Danko Agrees with Pellegrini on Convening Special Parliamentary Session

Danko Agrees with Pellegrini on Convening Special Parliamentary Session

Bratislava, February 11 (TASR) – Parliamentary Chair and Slovak National Party (SNS) leader Andrej Danko has agreed with Prime Minister Peter Pellegrini (Smer-SD) on convening the special parliamentary session.

Danko’s condition was that the Government submits the Istanbul Convention to the parliamentary session.

At the special session Smer-SD wants to discuss doubling the family allowances and enacting a thirteenth pension payment.

Danko believes that the Istanbul Convention has been rejected by Parliament. As President Zuzana Caputova doesn’t have the same opinion on the issue, Danko has made a political deal with [Smer-SD leader Robert] Fico and Pellegrini on the procedure regarding the Istanbul Convention, as well as some other laws.

The parliamentary chair has confirmed that the special session is being convened by the Smer-SD and SNS caucuses. “I assume we will have more than 50 signatures, not just the 30 we need.

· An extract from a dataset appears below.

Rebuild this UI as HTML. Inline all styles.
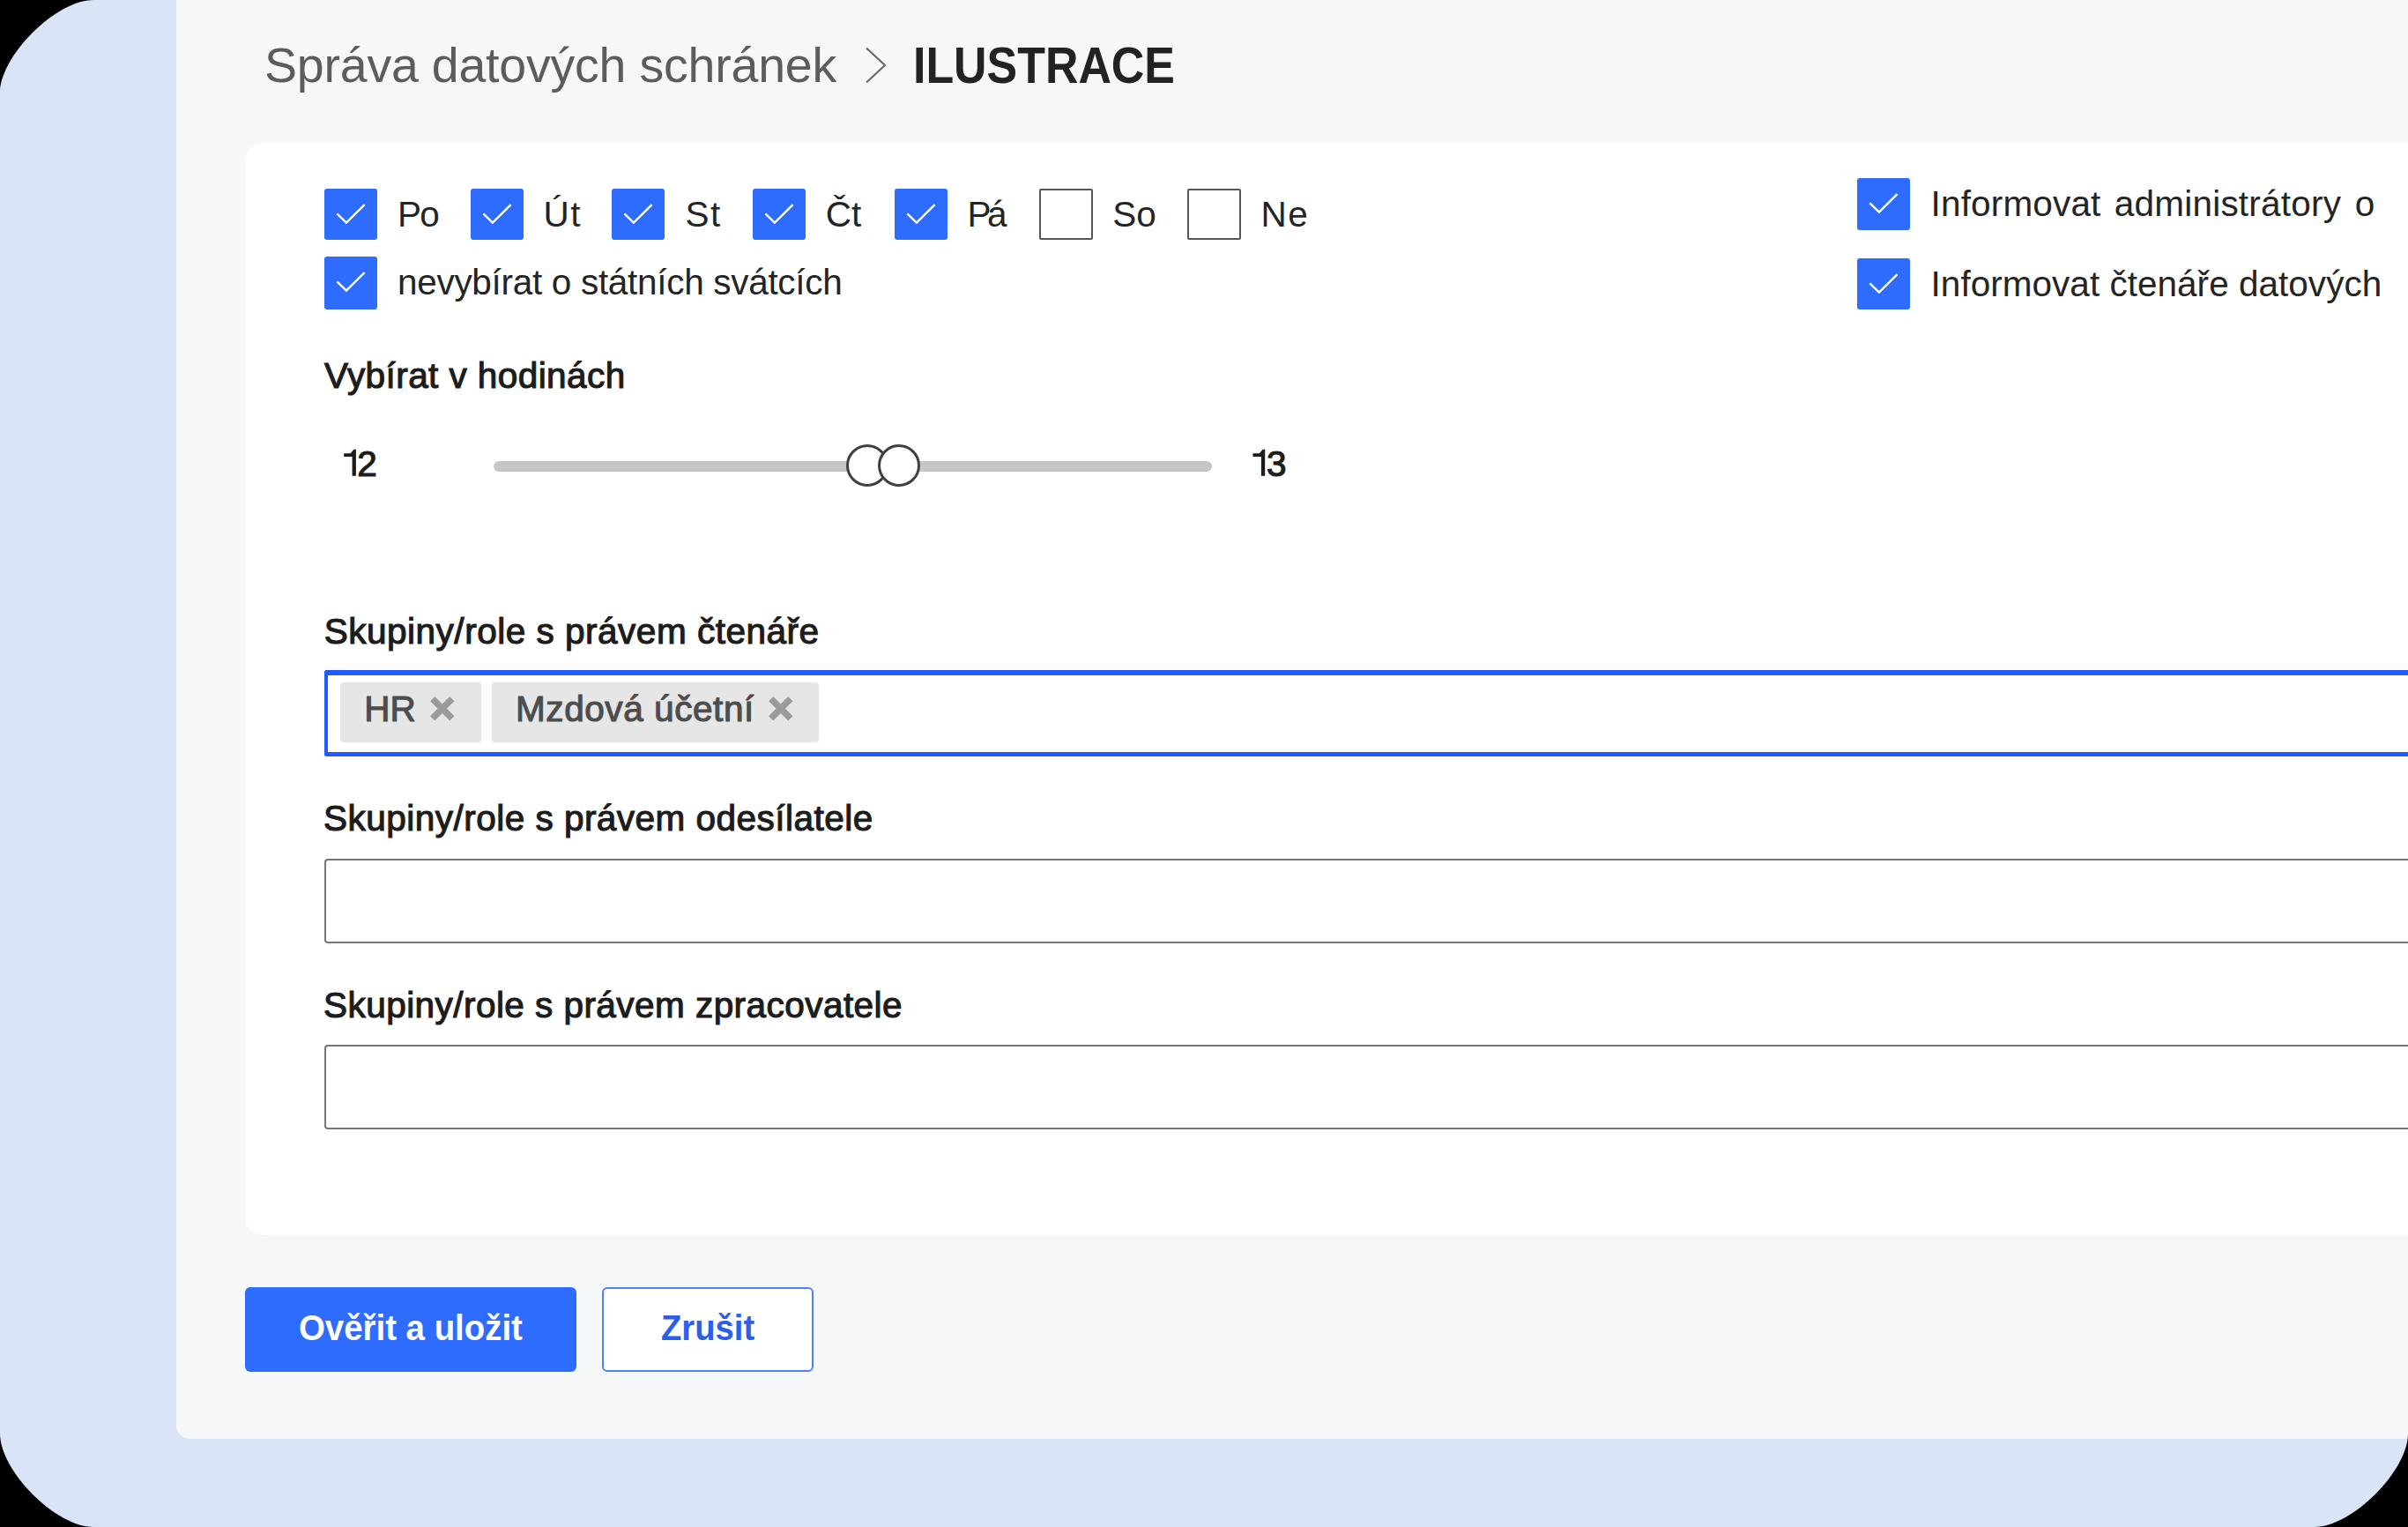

I want to help the prime minister with the laws that are important and my condition for this support was that the Government submits the Istanbul Convention to the special session as well,” Danko told a news conference on Tuesday.

If the Parliament rejects the Istanbul Convention, Mrs. President no longer has the argument she used yesterday and I believe that she will not come up with another one to stop the Istanbul Convention from being an issue in Slovakia,” said Danko in this connection.
Danko’s other condition is scrapping highway stickers for private individuals and self-employed with vehicles weighing up to 3.5 tonnes.

Danko said he also contacted another coalition partner, Most-Hid leader Bela Bugar. “I offered him to convene the Coalition Council so that he understands the context. I think he doesn’t have all the information and I believe that Most-Hid will revise its position on this special session,” stated Danko.

Most-Hid already said it won’t support Smer-SD’s social proposals. The reason is the upcoming general election and stability of the public finance, said Bugar.